The front cover of ‘The Bet’ is another reflection of the personal interests and ideas fuelling the music of Frank Benjamin Finger, as the aforementioned inspiration of art plays an important role when it comes to the creative expression and endless interpretations one can apply to his work, rather in the same way different interpretations can be applied to fine art.

“The title of my latest album is taken from what the painting is called, The Bet. It was painted by Christer Karlstad (, who is responsible for so many great paintings. In fact, I have ideas regarding future of collaborations with him. I think the music fits the painting very well. There’s something open about it, like you can interpret it in many ways, and that’s something I’m trying to achieve in terms of my own music. The painting for me, personally, is like something of a puzzle, with several critics having referred to my music as a sound puzzle, which I’m very pleased about. Also, Lynn Fister was responsible for the back cover.
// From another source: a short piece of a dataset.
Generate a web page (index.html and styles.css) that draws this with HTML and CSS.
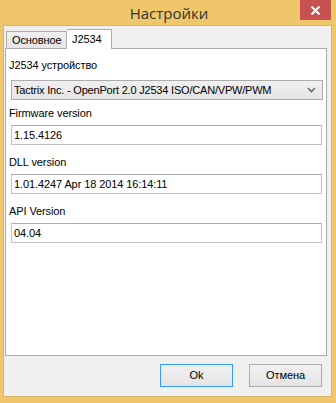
FILE: index.html
```html
<!DOCTYPE html>
<html>
<head>
<meta charset="utf-8">
<link rel="stylesheet" href="styles.css">
</head>
<body>
<div class="window">
  <div class="titlebar">
    <span></span>
    <div class="title">Настройки</div>
    <div class="close">
      <svg width="11" height="9" viewBox="0 0 11 9"><path d="M1.5 0.5 L9.5 8.5 M9.5 0.5 L1.5 8.5" stroke="#fff" stroke-width="2"/></svg>
    </div>
  </div>
  <div class="client">
    <div class="tabs">
      <div class="tab">Основное</div>
      <div class="tab active">J2534</div>
    </div>
    <div class="pane">
      <div class="field first">
        <div class="label">J2534 устройство</div>
        <div class="select">
          <span>Tactrix Inc. - OpenPort 2.0 J2534 ISO/CAN/VPW/PWM</span>
          <svg width="9" height="6" viewBox="0 0 9 6"><path d="M1 1 L4.5 4.5 L8 1" stroke="#6d6d6d" stroke-width="1.6" fill="none"/></svg>
        </div>
      </div>
      <div class="field second">
        <div class="label">Firmware version</div>
        <div class="input">1.15.4126</div>
      </div>
      <div class="field">
        <div class="label">DLL version</div>
        <div class="input">1.01.4247 Apr 18 2014 16:14:11</div>
      </div>
      <div class="field">
        <div class="label">API Version</div>
        <div class="input">04.04</div>
      </div>
    </div>
    <div class="buttons">
      <div class="btn default">Ok</div>
      <div class="btn">Отмена</div>
    </div>
  </div>
</div>
</body>
</html>
```

FILE: styles.css
```css
html, body {
  margin: 0;
  padding: 0;
}
body {
  background: #efc76a;
  width: 336px;
  height: 403px;
  overflow: hidden;
  font-family: "Liberation Sans", Arial, sans-serif;
  font-size: 11px;
  letter-spacing: -0.1px;
  color: #000;
}
.window {
  width: 336px;
  height: 403px;
  display: flex;
  flex-direction: column;
}
.titlebar {
  height: 26px;
  display: grid;
  grid-template-columns: 1fr auto 1fr;
  align-items: start;
}
.title {
  font-family: "Open Sans", "Noto Sans", sans-serif;
  font-size: 15px;
  letter-spacing: 0;
  color: #333;
  line-height: 26px;
  padding-left: 2px;
}
.close {
  justify-self: end;
  width: 31px;
  height: 20px;
  margin-right: 5px;
  background: #c75050;
  display: flex;
  align-items: center;
  justify-content: center;
}
.client {
  flex: 1;
  margin: 0 5px 7px 4px;
  background: #f0f0f0;
  display: flex;
  flex-direction: column;
  box-shadow: 0 0 0 1px #d9b464;
}
.tabs {
  display: flex;
  align-items: flex-end;
  padding: 2px 0 0 2px;
  height: 20px;
  position: relative;
  z-index: 1;
}
.tab {
  height: 16px;
  line-height: 16px;
  padding: 0 3px 0 5px;
  border: 1px solid #acacac;
  border-bottom: none;
  background: linear-gradient(#f0f0f0, #e5e5e5);
  width: 51px;
}
.tab.active {
  height: 19px;
  line-height: 18px;
  width: 35px;
  padding: 0 4px 0 5px;
  background: #fff;
  border-left: none;
  margin-bottom: -1px;
}
.pane {
  margin: 0 4px 0 1px;
  height: 306px;
  background: #fff;
  border: 1px solid #acacac;
  padding: 0 5px;
  display: flex;
  flex-direction: column;
}
.field {
  display: flex;
  flex-direction: column;
}
.label {
  height: 13px;
  line-height: 13px;
  margin-left: -2px;
  margin-top: 11px;
  margin-bottom: 5px;
}
.field.first .label {
  margin-top: 10px;
  margin-bottom: 8px;
}
.field.second .label {
  margin-top: 7px;
}
.select {
  height: 18px;
  border: 1px solid #acacac;
  background: linear-gradient(#f0f0f0, #e5e5e5);
  display: flex;
  align-items: center;
  justify-content: space-between;
  padding: 0 6px 0 2px;
  width: 302px;
  letter-spacing: -0.2px;
}
.input {
  height: 18px;
  line-height: 18px;
  border: 1px solid #abadb3;
  border-color: #abadb3 #c2c2c2 #c2c2c2 #c2c2c2;
  padding: 0 2px;
  width: 305px;
}
.buttons {
  display: flex;
  justify-content: flex-end;
  gap: 16px;
  padding: 8px 9px 0 0;
}
.btn {
  width: 71px;
  height: 21px;
  line-height: 21px;
  text-align: center;
  border: 1px solid #acacac;
  background: linear-gradient(#f0f0f0, #e5e5e5);
}
.btn.default {
  border-color: #3399ff;
}
```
I think it really compliments the front cover and makes it a unique whole. She did a great job!”

This diversity when considering inspirations and influences infiltrating the world of Frank Benjamin Finger is not confined to the creative processes of song writing and recording, as there is another side to this Norwegian composer which extends itself to the world of DJing. Such extended musical activities come as no surprise considering an early exposure during his teenage years to the genres of hip hop and breakdance and the street art of graffiti, before accepting a stint as a DJ at his father’s night club, who is also a musician, where the techniques of scratching and making mixes were developed. Therefore, how does the life of songwriter differ from that of a DJ?

“Being a DJ is a completely different experience from playing live shows. I can relax more as I’m used to having a lot of gear when I’m playing concerts. A lot of things can go wrong during a gig, but when I’m performing a DJ set, I’m usually not that worried. Having said that, I only use vinyl when I’m DJing, which means that so many things can go wrong in the mix, but I think that’s some of the charm with live mixing. There’s no such thing as the perfect mix anyway. I kind of enjoy what happens to music when it’s a bit out of sync.”
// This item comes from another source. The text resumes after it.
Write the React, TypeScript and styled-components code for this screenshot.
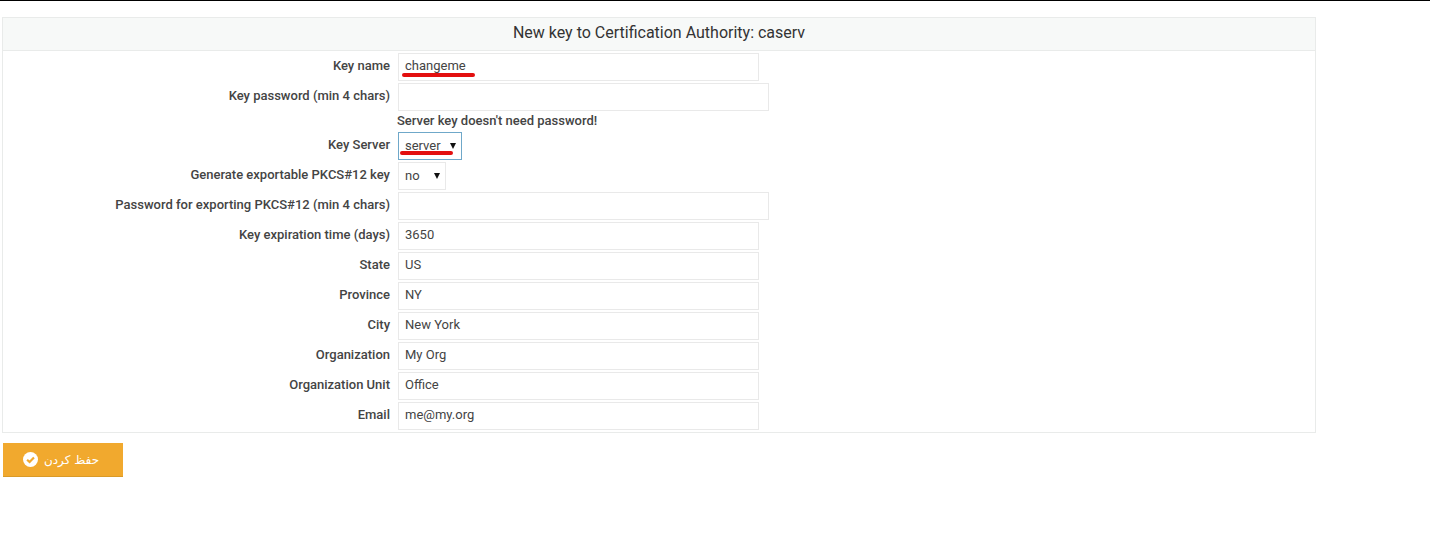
import React from "react";
import styled, { createGlobalStyle } from "styled-components";

const Global = createGlobalStyle`
  html, body { margin: 0; padding: 0; background: #fff; }
  body { font-family: Roboto, "Liberation Sans", sans-serif; color: #222; height: 540px; overflow: hidden; }
`;

const Page = styled.div`
  border-top: 1px solid #000;
  padding: 16px 0 0 2px;
`;

const Panel = styled.div`
  border: 1px solid #e9ebea;
  box-sizing: border-box;
  width: 1314px;
  height: 416px;
`;

const Heading = styled.h3`
  margin: 0;
  height: 33px;
  line-height: 30px;
  box-sizing: border-box;
  border-bottom: 1px solid #e9ebea;
  background: #f7f9f8;
  text-align: center;
  font-size: 16px;
  font-weight: 400;
  color: #333;
`;

const Form = styled.div`
  display: flex;
  flex-direction: column;
  gap: 2px;
  padding-top: 2px;
`;

const Row = styled.div`
  display: flex;
  align-items: center;
  height: 28px;
  gap: 8px;
`;

const Label = styled.label`
  width: 387px;
  text-align: right;
  font-size: 13px;
  font-weight: 500;
  color: #444;
  position: relative;
  top: -2px;
  white-space: nowrap;
`;

const Field = styled.div<{ $w: number; $focus?: boolean; $select?: boolean }>`
  width: ${(p) => p.$w}px;
  height: 28px;
  box-sizing: border-box;
  border: 1px solid ${(p) => (p.$focus ? "#6fa8c9" : "#e9e9e9")};
  padding: 0 0 ${(p) => (p.$select ? 2 : 4)}px 6px;
  font-size: 13px;
  color: #444;
  display: flex;
  align-items: center;
  justify-content: space-between;
  position: relative;
`;

const Arrow = styled.span`
  width: 0;
  height: 0;
  margin: 2px 5px 0 0;
  border-left: 3.5px solid transparent;
  border-right: 3.5px solid transparent;
  border-top: 6px solid #111;
`;

const Note = styled.div`
  height: 17px;
  line-height: 15px;
  margin-left: 394px;
  font-size: 13px;
  font-weight: 500;
  color: #444;
`;

const Mark = styled.span<{ $l: number; $t: number; $w: number }>`
  position: absolute;
  left: ${(p) => p.$l}px;
  top: ${(p) => p.$t}px;
  width: ${(p) => p.$w}px;
  height: 4px;
  border-radius: 2px;
  background: #e30f0f;
`;

const Save = styled.button`
  display: flex;
  align-items: center;
  justify-content: center;
  gap: 6px;
  width: 120px;
  height: 34px;
  margin: 10px 0 0 1px;
  padding: 0 4px 0 0;
  border: 0;
  border-bottom: 1px solid #d99a28;
  background: #f1a92e;
  color: #fff;
  font-family: "DejaVu Sans", "Noto Sans", sans-serif;
  font-size: 12px;
`;

const Check = () => (
  <svg width="15" height="15" viewBox="0 0 16 16" aria-hidden="true">
    <circle cx="8" cy="8" r="8" fill="#fff" />
    <path d="M4.4 8.2 7 10.7l4.7-4.8" fill="none" stroke="#f1a92e" strokeWidth="2.3" />
  </svg>
);

const details = [
  { label: "Key expiration time (days)", value: "3650" },
  { label: "State", value: "US" },
  { label: "Province", value: "NY" },
  { label: "City", value: "New York" },
  { label: "Organization", value: "My Org" },
  { label: "Organization Unit", value: "Office" },
  { label: "Email", value: "me@my.org" },
];

export default function App() {
  return (
    <>
      <Global />
      <Page>
        <Panel>
          <Heading>New key to Certification Authority: caserv</Heading>
          <Form>
            <Row>
              <Label>Key name</Label>
              <Field $w={361}>
                changeme
                <Mark $l={3} $t={19} $w={73} />
              </Field>
            </Row>
            <Row>
              <Label>Key password (min 4 chars)</Label>
              <Field $w={371} />
            </Row>
            <Note>Server key doesn't need password!</Note>
            <Row>
              <Label>Key Server</Label>
              <Field $w={64} $focus $select>
                server
                <Arrow />
                <Mark $l={1} $t={18} $w={53} />
              </Field>
            </Row>
            <Row>
              <Label>Generate exportable PKCS#12 key</Label>
              <Field $w={48} $select>
                no
                <Arrow />
              </Field>
            </Row>
            <Row>
              <Label>Password for exporting PKCS#12 (min 4 chars)</Label>
              <Field $w={371} />
            </Row>
            {details.map((r) => (
              <Row key={r.label}>
                <Label>{r.label}</Label>
                <Field $w={361}>{r.value}</Field>
              </Row>
            ))}
          </Form>
        </Panel>
        <Save>
          <Check />
          <span dir="rtl">حفظ کردن</span>
        </Save>
      </Page>
    </>
  );
}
Are you a regular fixture on the DJ circuit in Oslo for example?

“Yes, I constantly play DJ sets in Oslo. I’m also part of a monthly club called Protect Your Balance with DJ Indiana Ross once a month at Mir in Oslo. We spin records and are always introducing a live act to perform in the middle of the set. The nights have been pretty successful and we have started to develop a very loyal crowd. I think anyone who is open to new music should check it out. People tell us that we really are the only ones doing this sort of thing in Oslo. I think it’s fair to say you can pretty much hear all kinds of genres being mixed throughout the evening. So bring you friend and ‘free your mind and your ass will follow'(a Funkadelic album dating back to 1970) is pretty much our motto.”

The identity of Norway’s Frank Benjamin Finger remains an enigma and one that is on a par with the UK’s modern street artist Banksy as mentioned in our review of ‘The Bet’ earlier this year. Such a mysterious identity is appropriate for the music this Norwegian is creating, considering the previously mentioned diverse range of influences and his preference for “music when it’s a bit out of sync”, because if you’re searching for an apt description of latest work ‘The Bet’, then music that is out of sync with the rest of the music world generally, is a fitting description for the atmospheric and open to interpretation of the songs making up this latest album.

Is this Frank Benjamin Finger?

(Main title image courtesy of Carsten Aniksdall)

FLW - From the Tapes

Man of mystery Frank Benjamin Finger shared his thoughts with FLW regarding a couple of songs from latest album ‘The Bet’, as well as remembering one embarrassing night involving a loss of memory when performing live, and drumming up new ways of keeping audiences entertained when performing live.

“Yes, there have been several strange experiences when I have performed live. I would say that the weirdest experience that has happened to me during a live set is that I completely forgot how to connect a lot of the instruments and technology that I used one evening. For example, I experienced not getting any sound at all on some of the instruments due to forgetting a button or something, which is never any fun! It might have been due to being a little drunk during the set-up, which added to my fear of too many cables!

“Amusing things in a live-set is that I have recently had a tendency to start breakdancing during some tunes. Maybe I should start to incorporate that element when I play up-tempo sets in the future?”

Two songs from ‘The Bet’…

“‘Kid Dreaming Landscapes’ started out with a cello played by Elling F. Snøfugl. I started looping the cello in order to find parts I really liked which, in this case, sounded claustrophobic. I also had some field recordings of children in a schoolyard which I had recorded in Lisbon earlier that year. I started to mix the cello with the voices and felt I had an interesting atmosphere; very open but a bit spooky. I added guitar (e-bow) sounds on top, and then some of my own voice far back in the mix. This sounded like a good melody that could establish the mood after the short intro.

“‘Nasal Breakdown’ is another story. I had recorded long piano parts on my field recorder. Then one day I started to loop the short piano intervals, playing the same notes over and over. I felt the piano gave it a warm trance-like quality and I pretty much wanted it to stay in that zone, especially since it’s the opening track of side B. It’s a soft opening in contrast to side A. I later contacted Lynn Fister, who runs Watery Starve Press [record label responsible for ‘The Bet’] because I was familiar with her earlier songs and asked if she could lay some vocals on top of it. She has a very ethereal voice which I think lifted the track to another level.”